Bolton could be different - or so Democrats hope.
Yale-educated Bolton, 71, was national security adviser from 2018-19.
He was "personally involved" in the president's dealings with the Ukrainian officials, according to Bolton's lawyer, external.
The former national security adviser was "at the nerve centre for all important decisions", says Matthew Spence, a former deputy assistant secretary of defence.
If Bolton were to testify, he would be able to provide the most detailed account to date of the president's alleged political pressure on President Zelensky and the decision to freeze nearly $400m (£306m) in security aid.
Other witnesses have alleged that Trump administration officials used the aid as a bargaining chip to prod the Ukrainians into investigating the Bidens.
But they have not linked Trump explicitly to the withholding of aid in exchange for an investigation, or shown that Trump personally directed the operations.
Democrats believe the former national security adviser could provide the smoking gun.
"Bolton was present during the crime," says Evelyn Farkas, who served as top Russia official during the Obama administration and is now running as a Democrat for a congressional seat in New York.
"And he knew that it was a crime at the time."
According to reports, Bolton opposed the withholding of security aid to Ukraine, and tried unsuccessfully to convince the president to release the military aid during an Oval Office meeting.
"This is in America's interest," the former national security adviser told the president, according to the New York Times, external, as he argued the aid should be provided to Ukraine.

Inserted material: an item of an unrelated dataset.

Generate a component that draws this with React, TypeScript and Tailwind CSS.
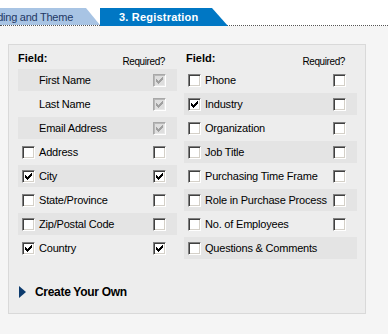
import React from "react";

type Row = { label: string; fixed?: boolean; checked?: boolean; req?: boolean; noReq?: boolean };

const left: Row[] = [
  { label: "First Name", fixed: true },
  { label: "Last Name", fixed: true },
  { label: "Email Address", fixed: true },
  { label: "Address" },
  { label: "City", checked: true, req: true },
  { label: "State/Province" },
  { label: "Zip/Postal Code" },
  { label: "Country", checked: true, req: true },
];

const right: Row[] = [
  { label: "Phone" },
  { label: "Industry", checked: true },
  { label: "Organization" },
  { label: "Job Title" },
  { label: "Purchasing Time Frame" },
  { label: "Role in Purchase Process" },
  { label: "No. of Employees" },
  { label: "Questions & Comments", noReq: true },
];

const CHECK = "M6 0h1v1h-1z M5 1h2v1h-2z M0 2h1v1h-1z M4 2h3v1h-3z M0 3h2v1h-2z M3 3h3v1h-3z M0 4h5v1h-5z M1 5h3v1h-3z M2 6h1v1h-1z";

function Box({ checked, disabled }: { checked?: boolean; disabled?: boolean }) {
  return (
    <span
      className={
        disabled
          ? "flex w-[13px] h-[13px] shrink-0 border border-t-[#a8a8a8] border-l-[#a8a8a8] border-b-white border-r-white bg-[#dedede] shadow-[inset_1px_1px_0_#b8b8b8,inset_-1px_-1px_0_#e8e8e8]"
          : "flex w-[13px] h-[13px] shrink-0 border border-t-[#808080] border-l-[#808080] border-b-white border-r-white bg-white shadow-[inset_1px_1px_0_#404040,inset_-1px_-1px_0_#d4d0c8]"
      }
    >
      {checked && (
        <svg width="7" height="7" viewBox="0 0 7 7" className="ml-[2px] mt-[2px]" shapeRendering="crispEdges">
          <path d={CHECK} fill={disabled ? "#a0a0a0" : "#000"} />
        </svg>
      )}
    </span>
  );
}

function Column({ rows, width, shadeOdd, headerPad }: { rows: Row[]; width: string; shadeOdd: boolean; headerPad: string }) {
  return (
    <div className={`flex flex-col gap-[2px] ${width}`}>
      <div className="flex h-[15px] justify-between pr-[12px]">
        <span className={`text-[11px] leading-[13px] font-bold ${headerPad}`}>Field:</span>
        <span className="text-[10px] leading-[12px] pt-[4px] tracking-[-0.4px]">Required?</span>
      </div>
      {rows.map((r, i) => {
        const shaded = shadeOdd ? i % 2 === 1 : i % 2 === 0;
        return (
          <div
            key={r.label}
            className={`flex h-[22px] items-center pl-[4px] pr-[11px] ${shaded ? "bg-[#e4e4e4]" : ""}`}
          >
            {r.fixed ? <span className="w-[13px] shrink-0" /> : <Box checked={r.checked} />}
            <span className="ml-[4px] flex-1 whitespace-nowrap text-[11px] leading-[13px] tracking-[-0.2px]">{r.label}</span>
            {r.noReq ? null : <Box checked={r.fixed || r.req} disabled={r.fixed} />}
          </div>
        );
      })}
    </div>
  );
}

export default function App() {
  return (
    <div className="w-[388px] h-[334px] overflow-hidden bg-[#f5f5f5] text-black font-['Liberation_Sans',Arial,sans-serif]">
      <div className="flex h-[26px] items-end bg-white border-b border-dotted border-b-[#555]">
        <div className="ml-[-60px] flex h-[17px] w-[160px] justify-end pr-[27px] pt-[1px] bg-[#a8c4e4] text-[#1f3864] text-[11px] leading-[17px] tracking-[-0.25px] whitespace-nowrap [clip-path:polygon(0_0,146px_0,160px_100%,0_100%)]">
          2. Branding and Theme
        </div>
        <div className="mb-[-1px] flex h-[18px] w-[128px] pl-[19px] pt-[1px] bg-[#0077c4] text-white font-bold text-[11px] leading-[17px] tracking-[0.2px] whitespace-nowrap [clip-path:polygon(0_0,112px_0,128px_100%,0_100%)]">
          3. Registration
        </div>
      </div>
      <div className="ml-[8px] mt-[18px] h-[270px] w-[358px] border border-[#d9d9d9] bg-[#ededed] pl-[9px] pt-[7px]">
        <div className="flex gap-[7px]">
          <Column rows={left} width="w-[159px]" shadeOdd={false} headerPad="" />
          <Column rows={right} width="w-[173px]" shadeOdd={true} headerPad="pl-[2px]" />
        </div>
        <div className="mt-[23px] flex h-[20px] items-center">
          <span className="ml-[1px] h-0 w-0 border-y-[6px] border-y-transparent border-l-[7px] border-l-[#0d3b6e]" />
          <span className="ml-[9px] text-[12px] font-bold tracking-[-0.3px]">Create Your Own</span>
        </div>
      </div>
    </div>
  );
}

The aid was eventually released - a day after Bolton acrimoniously left the White House.
Trump has repeatedly said that he did nothing wrong and that the impeachment proceedings are a "scam".
White House lawyers have already turned down requests from Democratic lawmakers for Bolton and other witnesses to testify.
Trump's lawyers say their testimony would violate the president's right to confidentiality.
What's in the book?
Trump told Bolton the $391m in security aid to Ukraine would be frozen until investigations into the Bidens were opened
Acting White House chief of staff, Mick Mulvaney, was present for a phone call between the president and his lawyer Rudy Giuliani as they talked about the ambassador
Secretary of State Mike Pompeo said claims by Giuliani about the ambassador were false
Attorney General Bill Barr was notified of Bolton's concerns about the July call - something the Justice Department has denied
Bolton has said publicly, external he would testify if he gets a legal summons, however, ignoring the wishes of the White House lawyers who want him to lay low.
Senators will vote on the matter of witnesses in the coming days.
Bolton certainly knows a lot.
Whenever I saw him, whether in meetings overseas or in the West Wing, he always had a notebook.
A long-time commentator on Fox News, he jotted down his thoughts on paper while he was working in the White House.
Presumably the notes came in handy for his reported multi-million dollar book deal with Simon & Schuster.
"Bolton will be a powerful witness for Democrats," says Jeremy Shapiro, who served for years as a career diplomat in the US state department.
"He's an assiduous note taker and was always keen to write things down. He's going to have the extra credibility that comes from that."
But some observers of the White House wonder if Bolton knows as much as he appears to, or if his willingness to testify is just a ploy to sell his book, The Room Where It Happened: A White House Memoir, which is out next month.
Bolton championed hardline policies towards North Korea, Afghanistan and Iran, and the president did not always agree with him.
At times Bolton was sidelined. Democrats also question whether the testimony from Bolton, regardless of its firepower, will make a difference.
Bolton is likely to be a more compelling speaker than Mueller, who suffered visibly during his presentation.
In contrast, Bolton loves the spotlight: he used to bounce on the balls of his feet when he stood at a podium in the West Wing. "He's going to be better television than Mueller," says Shapiro.
But Shapiro and others wonder whether Bolton will have much of an impact. "It's abundantly clear that the president is guilty as charged, and it's hard to improve on a slam dunk," he says. "It's also abundantly clear that the Republican senators don't care."
They would never convict this guy of anything, he adds.
The trial so far has largely followed Senate Republican leader Mitch McConnell's script.
But while it appears to be heading towards an acquittal of the president, Democrats will hope the Bolton book serves up a plot twist.